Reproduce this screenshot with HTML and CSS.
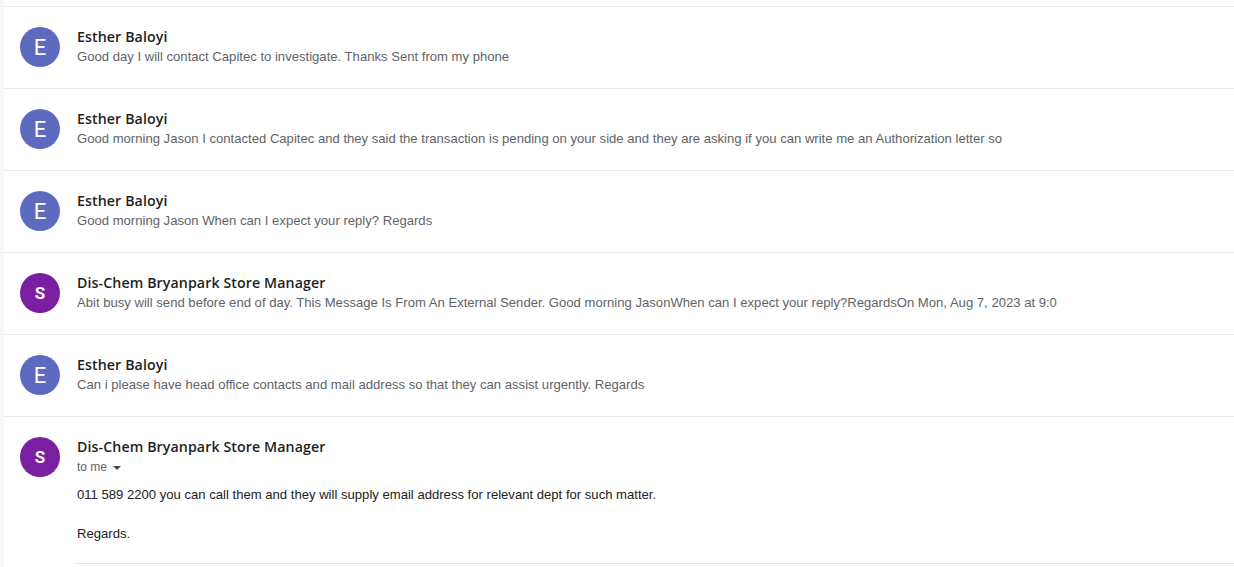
FILE: index.html
```html
<!DOCTYPE html>
<html lang="en">
<head>
<meta charset="utf-8">
<title>Thread</title>
<link rel="stylesheet" href="styles.css">
</head>
<body>
<div class="thread">
  <div class="msg">
    <div class="avatar av-e">E</div>
    <div class="content">
      <div class="name">Esther Baloyi</div>
      <div class="snippet">Good day I will contact Capitec to investigate. Thanks Sent from my phone</div>
    </div>
  </div>
  <div class="msg">
    <div class="avatar av-e">E</div>
    <div class="content">
      <div class="name">Esther Baloyi</div>
      <div class="snippet">Good morning Jason I contacted Capitec and they said the transaction is pending on your side and they are asking if you can write me an Authorization letter so</div>
    </div>
  </div>
  <div class="msg">
    <div class="avatar av-e">E</div>
    <div class="content">
      <div class="name">Esther Baloyi</div>
      <div class="snippet">Good morning Jason When can I expect your reply? Regards</div>
    </div>
  </div>
  <div class="msg">
    <div class="avatar av-s">S</div>
    <div class="content">
      <div class="name">Dis-Chem Bryanpark Store Manager</div>
      <div class="snippet">Abit busy will send before end of day. This Message Is From An External Sender. Good morning JasonWhen can I expect your reply?RegardsOn Mon, Aug 7, 2023 at 9:0</div>
    </div>
  </div>
  <div class="msg">
    <div class="avatar av-e">E</div>
    <div class="content">
      <div class="name">Esther Baloyi</div>
      <div class="snippet">Can i please have head office contacts and mail address so that they can assist urgently. Regards</div>
    </div>
  </div>
  <div class="msg msg-open">
    <div class="avatar av-s">S</div>
    <div class="content">
      <div class="name">Dis-Chem Bryanpark Store Manager</div>
      <div class="to">to me <svg class="caret" width="10" height="6" viewBox="0 0 10 6"><path d="M1 1h8L5 5z" fill="#444"/></svg></div>
      <div class="body">
        <p>011 589 2200 you can call them and they will supply email address for relevant dept for such matter.</p>
        <p>Regards.</p>
      </div>
      <div class="rule"></div>
    </div>
  </div>
</div>
</body>
</html>
```
FILE: styles.css
```css
html, body {
  margin: 0;
  padding: 0;
  background: #ffffff;
}
body {
  height: 567px;
  overflow: hidden;
}
.thread {
  border-left: 4px solid #f7f7f7;
  padding-top: 6px;
  height: 561px;
  font-family: "Liberation Sans", Arial, sans-serif;
}
.msg {
  display: flex;
  gap: 17px;
  height: 82px;
  box-sizing: border-box;
  border-top: 1px solid #ebebeb;
  padding: 20px 0 0 16px;
}
.msg-open {
  height: auto;
}
.avatar {
  width: 40px;
  height: 40px;
  border-radius: 50%;
  flex: none;
  display: flex;
  align-items: center;
  justify-content: center;
  color: #ffffff;
  font-family: Roboto, "Liberation Sans", sans-serif;
}
.av-e {
  background: #5c6bc0;
  font-size: 22px;
}
.av-s {
  background: #7b1fa2;
  font-size: 17px;
  font-weight: 700;
}
.content {
  flex: 1;
  min-width: 0;
}
.name {
  font-family: "Open Sans", Roboto, sans-serif;
  font-weight: 600;
  font-size: 14.2px;
  line-height: 20px;
  color: #1f1f1f;
  letter-spacing: 0.1px;
}
.snippet {
  font-size: 13.1px;
  line-height: 20px;
  color: #5f6368;
  white-space: nowrap;
}
.to {
  font-size: 12px;
  line-height: 20px;
  color: #5f6368;
  display: flex;
  align-items: center;
  gap: 5px;
}
.caret {
  margin-top: 1px;
}
.body {
  margin-top: 8px;
  font-size: 13.1px;
  color: #222222;
}
.body p {
  margin: 0 0 19px 0;
  line-height: 20px;
}
.body p:last-child {
  margin-bottom: 0;
}
.rule {
  margin-top: 19px;
  border-top: 1px solid #e3e3e3;
}
```
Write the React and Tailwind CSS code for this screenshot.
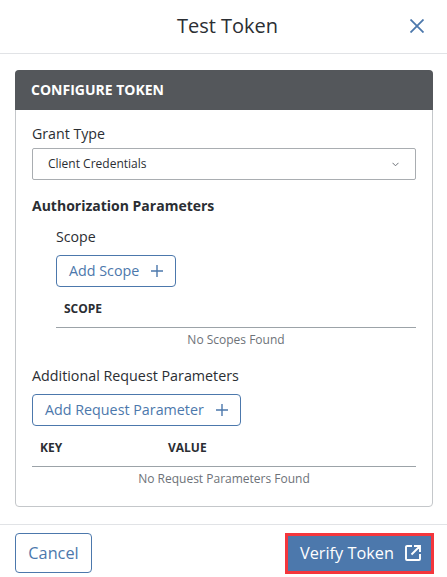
**********
» WHAT IS ASKED
From the material, report only how many lines include the word "screenshot".

» OUTPUT FOR THIS EXERCISE
2